A good cashmere piece is built to be a five- to ten-year piece. The fibers themselves are some of the longest-lasting natural fibers in a wardrobe — fine, soft, slow to wear down — and a well-knitted sweater can outlast almost any other top in the closet.
The catch is that most cashmere does not actually last that long, because most cashmere is mishandled in the first three months of ownership.
Cashmere is gentle. It does not announce damage the way a leather shoe does. The cuffs and underarms slowly felt from being machine-washed once. The hem drops a centimeter from being hung. The surface gets a fuzz of pills from wear that never gets brushed off. By the second winter the sweater that should have been your favorite piece in the closet has quietly become the one you skip.
Four routines decide whether a piece goes the long way or the short way.

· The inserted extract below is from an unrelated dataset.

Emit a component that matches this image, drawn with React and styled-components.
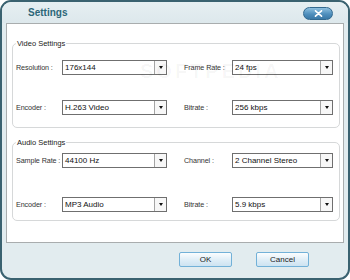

None of them are complicated, but the order they happen in matters.
1. Read the quality before you buy

The single biggest factor in how long cashmere lasts is the cashmere itself, decided before you even take it home.
Cashmere fibers are graded by two numbers — fiber diameter (measured in microns) and fiber length (measured in millimeters). Both decide how soft the garment feels, how well it holds its shape, and how much it will pill.
Grade-A cashmere has fibers under 15.5 microns thick and staple lengths around 36-42mm. It feels soft without a hint of prickle, drapes cleanly, and resists pilling because the long fibers stay locked into the knit (Cashmere Grades A, B & C Explained, Yes Helping Hand). Grade-B sits at 16-19 microns — still good for everyday wear, often hard to tell from Grade-A on first touch. Grade-C runs up to 25-30 microns; it has a noticeable prickle, more like ordinary wool than cashmere, and starts to pill heavily within the first month of wear.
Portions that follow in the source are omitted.